Curiosità e qualche polemica per la nuova serie tv di Stefano Sollima intitolata “Il Mostro” e disponibile su Netflix.
La miniserie Il Mostro
La miniserie rielabora il caso del Mostro di Firenze, uno dei più famosi casi di cronaca nera italiana tra il 1968 e il 1985. Sollima, per la prima volta alle prese con un unico caso di cronaca reale, ha deciso di raccontare la vicenda partendo dal primo duplice omicidio dove una coppia venne uccisa con una Beretta calibro 22. La concentrazione, sulla “pista” sarda” degli indagati iniziali.
Particolare la scelta narrativa, con quattro episodi dove ogni punto di vista cambia la percezione della storia e mette in discussione ogni certezza. Ogni episodio adotta la prospettiva di un sospettato o di un’indagine diversa.
La serie evita i classici colpi di scena e punta a ricreare un’atmosfera lenta, densa e simbolica. E mette in luce la violenza patriarcale e la cultura sessista radicata in quell’area rurale toscana del tempo. Con una fotografia che restituisce gli anni dei delitti.

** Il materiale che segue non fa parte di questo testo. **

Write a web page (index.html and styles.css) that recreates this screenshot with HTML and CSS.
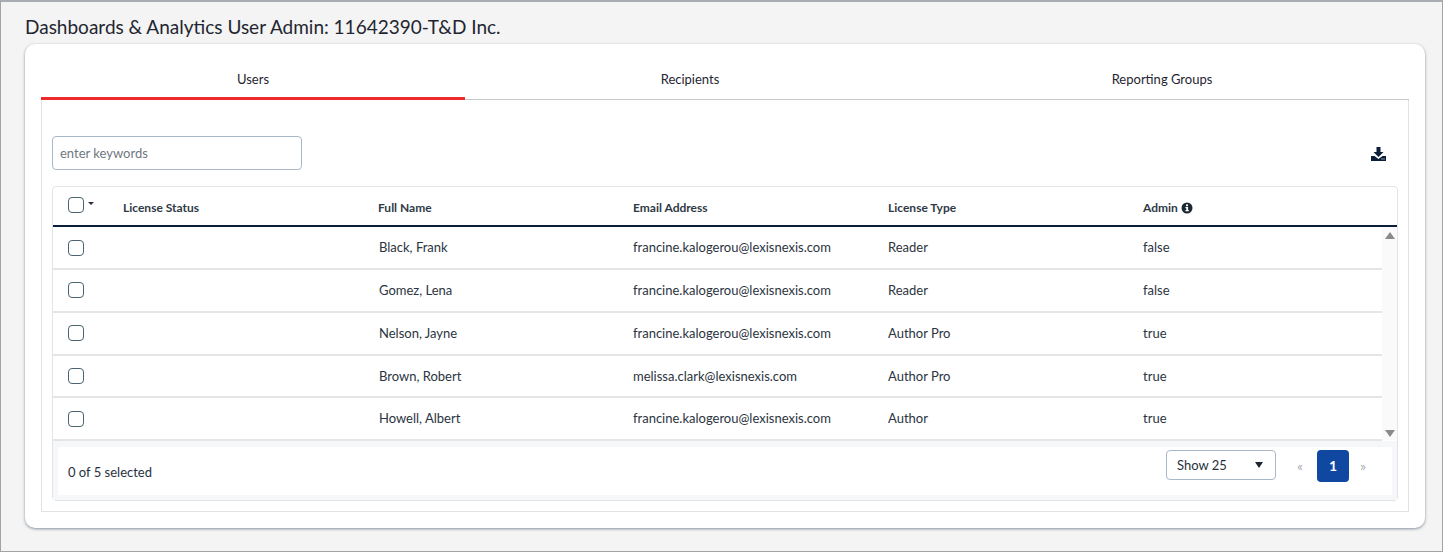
FILE: index.html
```html
<!DOCTYPE html>
<html lang="en">
<head>
    <meta charset="UTF-8">
    <title>User Admin</title>
    <link rel="stylesheet" href="styles.css">
</head>
<body>
    <div class="page">
        <h1 class="page-title">Dashboards &amp; Analytics User Admin: 11642390-T&amp;D Inc.</h1>
        <div class="card">
            <div class="tabs">
                <div class="tab active">Users</div>
                <div class="tab">Recipients</div>
                <div class="tab">Reporting Groups</div>
            </div>
            <div class="panel">
                <div class="toolbar">
                    <input class="search" type="text" placeholder="enter keywords">
                    <svg class="download" width="15" height="14" viewBox="0 0 15 14">
                        <path fill="#0b1f38" d="M5.500 0h4v5h3l-5 5-5-5h3z"/>
                        <path fill="#0b1f38" d="M0 9h3.500l4 3 4-3H15v5H0z"/>
                        <rect x="10.500" y="11.500" width="1" height="1" fill="#fff"/>
                        <rect x="12.500" y="11.500" width="1" height="1" fill="#fff"/>
                    </svg>
                </div>
                <div class="grid-box">
                    <div class="row head">
                        <div class="check-cell">
                            <span class="check"></span>
                            <span class="caret"></span>
                        </div>
                        <div>License Status</div>
                        <div>Full Name</div>
                        <div>Email Address</div>
                        <div>License Type</div>
                        <div class="admin-head">Admin
                            <svg width="12" height="12" viewBox="0 0 12 12">
                                <circle cx="6" cy="6" r="5.500" fill="#1d2733"/>
                                <rect x="5" y="2.400" width="2" height="1.800" fill="#fff"/>
                                <path fill="#fff" d="M4.400 5h2.700v3h.7v1.200H4.400V8h.9V6.200h-.9z"/>
                            </svg>
                        </div>
                    </div>
                    <div class="body">
                        <div class="rows">
                            <div class="row item">
                                <div class="check-cell"><span class="check"></span></div>
                                <div></div>
                                <div class="name">Black, Frank</div>
                                <div>francine.kalogerou@lexisnexis.com</div>
                                <div>Reader</div>
                                <div>false</div>
                            </div>
                            <div class="row item">
                                <div class="check-cell"><span class="check"></span></div>
                                <div></div>
                                <div class="name">Gomez, Lena</div>
                                <div>francine.kalogerou@lexisnexis.com</div>
                                <div>Reader</div>
                                <div>false</div>
                            </div>
                            <div class="row item">
                                <div class="check-cell"><span class="check"></span></div>
                                <div></div>
                                <div class="name">Nelson, Jayne</div>
                                <div>francine.kalogerou@lexisnexis.com</div>
                                <div>Author Pro</div>
                                <div>true</div>
                            </div>
                            <div class="row item">
                                <div class="check-cell"><span class="check"></span></div>
                                <div></div>
                                <div class="name">Brown, Robert</div>
                                <div>melissa.clark@lexisnexis.com</div>
                                <div>Author Pro</div>
                                <div>true</div>
                            </div>
                            <div class="row item">
                                <div class="check-cell"><span class="check"></span></div>
                                <div></div>
                                <div class="name">Howell, Albert</div>
                                <div>francine.kalogerou@lexisnexis.com</div>
                                <div>Author</div>
                                <div>true</div>
                            </div>
                        </div>
                        <div class="scrollbar">
                            <span class="arrow up"></span>
                            <span class="arrow down"></span>
                        </div>
                    </div>
                    <div class="footer">
                        <div class="footer-inner">
                            <div class="selected">0 of 5 selected</div>
                            <div class="pager">
                                <div class="show">Show 25<span class="show-caret"></span></div>
                                <span class="page-arrow prev">«</span>
                                <span class="page-num">1</span>
                                <span class="page-arrow next">»</span>
                            </div>
                        </div>
                    </div>
                </div>
            </div>
        </div>
    </div>
</body>
</html>
```

FILE: styles.css
```css
* {
    box-sizing: border-box;
}
html, body {
    margin: 0;
    height: 100%;
}
body {
    font-family: Lato, "Open Sans", sans-serif;
    color: #1d2733;
    overflow: hidden;
}
.page {
    height: 552px;
    background-color: #f4f4f4;
    border: 1px solid #a3a3a3;
    border-top: 2px solid #a9adb1;
    padding: 0 17px 0 24px;
}
.page-title {
    margin: 0;
    height: 42px;
    padding-top: 13px;
    font-size: 19px;
    line-height: 23px;
    font-weight: 400;
    color: #1f2630;
}
.card {
    height: 484px;
    background-color: #fff;
    border-radius: 10px;
    box-shadow: 0 1px 3px rgba(70, 90, 110, 0.65);
    padding: 0 16px;
}
.tabs {
    display: grid;
    grid-template-columns: 424px 450px 1fr;
    height: 56px;
    border-bottom: 1px solid #c4c9ce;
}
.tab {
    height: 56px;
    padding-top: 27px;
    text-align: center;
    font-size: 13px;
    line-height: 17px;
    color: #1f2630;
}
.tab.active {
    border-bottom: 3px solid #ee2b2b;
}
.panel {
    height: 412px;
    border: 1px solid #dfe3e6;
    border-top: none;
    padding: 36px 10px 0;
}
.toolbar {
    display: flex;
    justify-content: space-between;
    align-items: center;
    height: 34px;
    padding-right: 12px;
}
.download {
    margin-top: 2px;
}
.search {
    width: 250px;
    height: 34px;
    border: 1px solid #a9b8c8;
    border-radius: 4px;
    padding: 0 7px;
    font-family: inherit;
    font-size: 13px;
    outline: none;
}
.search::placeholder {
    color: #6f7780;
    opacity: 1;
}
.grid-box {
    margin-top: 16px;
    height: 315px;
    border: 1px solid #e2e4ea;
    border-radius: 4px;
}
.row {
    display: grid;
    grid-template-columns: 55px 255px 255px 255px 255px 1fr;
    align-items: center;
    font-size: 13px;
}
.head {
    height: 40px;
    padding: 3px 0 0 15px;
    border-bottom: 2px solid #0b1f38;
    font-size: 12px;
    font-weight: 700;
    color: #2f3a46;
}
.head > .check-cell {
    position: relative;
    top: -3px;
}
.item {
    height: 42.85px;
    padding-left: 15px;
    border-bottom: 2px solid #e4e5e6;
    color: #2b3440;
}
.item > div:not(.check-cell) {
    padding-bottom: 0.8px;
}
.item > .check-cell {
    padding-top: 0.25px;
}
.item .name {
    padding-left: 1px;
}
.check-cell {
    display: flex;
    align-items: center;
    gap: 4px;
}
.check {
    display: block;
    width: 16px;
    height: 16px;
    border: 1px solid #4a6272;
    border-radius: 4px;
    background-color: #fff;
}
.caret {
    width: 0;
    height: 0;
    border-left: 3px solid transparent;
    border-right: 3px solid transparent;
    border-top: 3px solid #27313d;
    margin-top: -2px;
}
.admin-head {
    display: flex;
    align-items: center;
    gap: 3px;
}
.body {
    display: flex;
    height: 214px;
}
.rows {
    flex: 1;
}
.scrollbar {
    width: 15px;
    height: 213px;
    background-color: #fafafa;
    display: flex;
    flex-direction: column;
    justify-content: space-between;
    align-items: center;
    padding: 5px 0 3px;
}
.arrow {
    width: 0;
    height: 0;
    border-left: 5px solid transparent;
    border-right: 5px solid transparent;
}
.arrow.up {
    border-bottom: 7px solid #8a8a8a;
}
.arrow.down {
    border-top: 7px solid #8a8a8a;
}
.footer {
    height: 59px;
    background-color: #f6f7f9;
    padding: 6px 5px 5px;
}
.footer-inner {
    display: flex;
    justify-content: space-between;
    align-items: center;
    height: 48px;
    background-color: #fff;
    padding: 0 15px 0 10px;
}
.selected {
    font-size: 13px;
    color: #27313d;
    padding-top: 2px;
}
.pager {
    display: flex;
    align-items: flex-start;
    margin-top: -10px;
}
.show {
    display: flex;
    justify-content: space-between;
    align-items: center;
    width: 110px;
    height: 30px;
    border: 1px solid #a9b8c8;
    border-radius: 4px;
    padding: 0 12px 0 10px;
    font-size: 13px;
    color: #27313d;
}
.show-caret {
    width: 0;
    height: 0;
    border-left: 4px solid transparent;
    border-right: 4px solid transparent;
    border-top: 6px solid #1d2733;
}
.page-arrow {
    text-align: center;
    font-size: 14px;
    line-height: 32px;
    color: #a8b0b8;
}
.page-arrow.prev {
    width: 34px;
    margin-left: 7px;
}
.page-arrow.next {
    width: 28px;
}
.page-num {
    width: 32px;
    height: 32px;
    border-radius: 4px;
    background-color: #0f47a1;
    color: #fff;
    font-size: 14px;
    font-weight: 700;
    line-height: 32px;
    text-align: center;
}
```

Sollima non cerca di fornire risposte definitive ma invita lo spettatore a riflettere sul perché la società continui a cercare un “mostro”.
Un approccio che divide, le curiosità
L’approccio di Sollima può dividere. Indubbi, il rigore e la qualità cinematografica, ma il ritmo narrativo e la mancanza di eventi spettacolari o chiarificatori può spaesare.
Tra le curiosità, le riprese effettuate tra Firenze e la Val di Pesa, con una attenzione quasi maniacale ai dettagli storici come auto d’epoca e ambienti d’epoca, che rafforzano l’atmosfera quasi documentaristica.
Singolare il cast, senza attori notissimi per non distrarre dal racconto. Per esempio, Marco Bullitta, Valentino Mannias e Francesca Olia. Spicca l’introspezione rispetto a una vicenda ancora carica di mistero e tensione sociale.
Una storia di cronaca nera trasformata in una drammatica riflessione sul tempo e sulla società italiana degli anni Settanta e Ottanta. Si scava nelle ombre più oscure dell’Italia dell’epoca. Disagio e molte domande, senza spiegazioni facili.
Dietro le quinte
Sollima ha dichiarato che era necessario “ricominciare dall’inizio, la verità era stata piegata ai fini della dimostrazione della tesi”.
Il regista e lo sceneggiatore Leonardo Fasoli – una coppia affiatata dai tempi di Gomorra – hanno più volte ribadito di non voler sposare una tesi unica, intendendo raccontare tutte le piste della vicenda.
C’è stata la scelta di un tono sobrio, evitando la spettacolarizzazione del crimine: “Mostriamo solo ciò che è necessario, non un fotogramma di più”.
Al centro della narrazione, il contesto culturale italiano di patriarcato e violenza sulle donne dell’epoca. La stagione dei delitti, letta come esito di “un mondo che non dà risposte”.
Per rispettare il format true crime su Netflix, la scelta della produzione di “Il mostro” di non contattare i parenti delle vittime, vista come necessaria ma sollevando dubbi e interrogativi etici.
Una visione autoriale e riflessiva su una vicenda storica inquietante. Il suo valore, da ricercare nella volontà di interrogare più che spiegare, di rappresentare più che garantire “giustizia”.